Art and Indian Copyright Law: A Statutory Reading

A look at how the Indian Copyright Act, 1957, as amended in 2012, interacts with art (other than films and sound recordings), and, in particular, with Indian art. The first part of this text comprises a feminist and post-colonial reading of the Indian copyright statute while later parts focus on interpreting the provisions of the statute in relation to art.

6 November 2015

The Author's Right to Attribution (Or Not)

Section 57 of the Copyright Act, 1957, describes the special rights of authors in the following terms:
Section 57. Author’s special rights. 
(1) Independently of the author's copyright and even after the assignment either wholly or partially of the said copyright, the author of a work shall have the right:
(a) to claim authorship of the work; and
(b) to restrain or claim damages in respect of any distortion, mutilation, modification or other act in relation to the said work  if such distortion, mutilation, modification or other act would be prejudicial to his honour or reputation:
Provided that the author shall not have any right to restrain or claim damages in respect of any adaptation of a computer programme to which clause (aa) of sub-section (1) of section 52 applies.
Explanation. Failure to display a work or to display it to the satisfaction of the author shall not be deemed to be an infringement of the rights conferred by this section.
(2) The right conferred upon an author of a work by sub-section (1),  may be exercised by the legal representatives of the author. 
The Section was amended in 2012 to remove the restriction which had earlier led to the right in Section 57(1)(b) being applicable only for as long as copyright subsisted in the relevant work. Further, Section 57(2) of the statute was amended: prior to the amendment, it read: 'The right conferred upon an author of a work by sub-section (1), other than the right to claim authorship of the work, may be exercised by the legal representatives of the author.' The 2012 amendment removed the words 'other than the right to claim authorship of the work' from the provision presumably intending it to mean that the legal representatives of the author could claim to have the author credited, and not that the author's legal representatives could claim to be credited themselves.

The rights in Section 57 of the Copyright Act are popularly described as moral rights, with the rights in Sections 57(1)(a) and (b) being referred to as the rights to attribution/paternity and integrity respectively. Despite this, it isn't entirely clear that the Section articulates the right to attribution, even if it does describe the right to integrity.

The words of the statute are ‘the right to claim authorship’ and not ‘the right to be attributed’. The reference to claiming authorship seems to imply that the right of an author to be attributed is a given, and that the right to claim authorship contained in Section 57(1)(a) comes into play only if attribution is not accorded (as the statute implies it should be).
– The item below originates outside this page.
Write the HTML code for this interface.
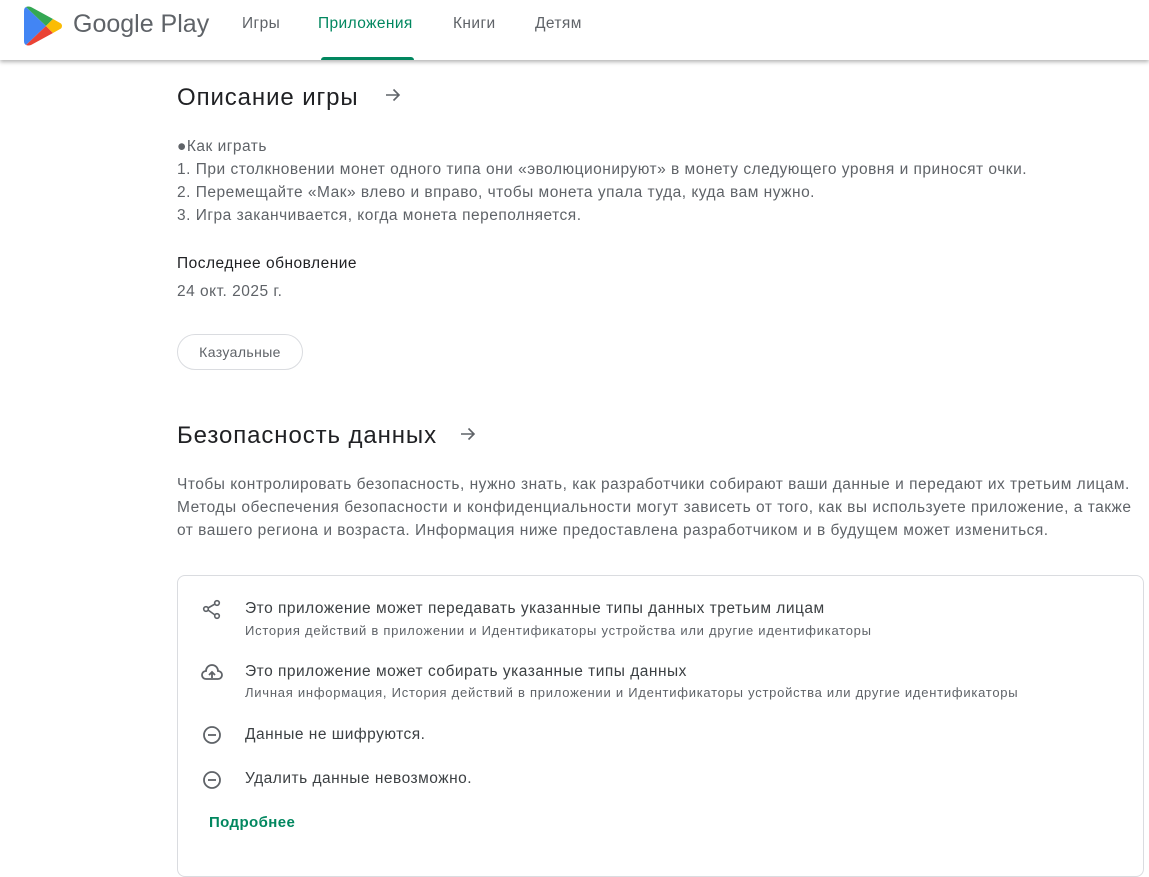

Per this reading, waivers of moral rights would not so much be waivers of the right to attribution but waivers of the right to initiate legal proceedings should attribution not be accorded to an author.

A waiver of the Section 57(1)(a) right could, if this reading is supportable, well fall foul of the Contract Act since it negates the right (to initiate legal proceedings) to claim another right (i.e. attribution) which latter right is a given if not sacrosanct. There’s potentially a problem with the restraint of legal proceedings (even though the Act doesn’t require claims to be made through courts) if crediting an author is itself enshrined in the structure of the statute as it seems to be and, consequently, if requiring that the author of a work be credited is in fact a facet of public policy.

Of course, this also has implications for the waiver of so-called moral rights. If requiring the accordance of credit to authors is indeed a facet of public policy, to convincingly argue that public policy allows a person to be restrained from claiming what public policy has already granted him would be a challenge. (After all, some of the arguments in favour of allowing the waiver of moral rights claim that public policy allows the waiver of what is merely a legal right.)

Further, not reading Section 57(1)(a) as an author's right to attribution would help explain Section 57(2) as it now reads. If the popular understanding that 57(1)(a) grants the author the right to be attributed for his work is accurate then, barring the possibility of spectacularly bad drafting, Section 57(2) could be interpreted to mean that the legal representatives of an author could claim credit for/authorship of a work. On the other hand, if 57(1)(a) merely articulates the right of an author to claim authorship where it has not been accorded to him as it should have been, it follows that post-amendment, Section 57 only allows legal representatives of an author to claim authorship on behalf of the author. The latter reading has the distinct merit of not leading to the absurd eventuality of authors' legal representatives being able, in theory, to claim authorship for works they have not authored (even if not in practice, as the courts would probably ensure).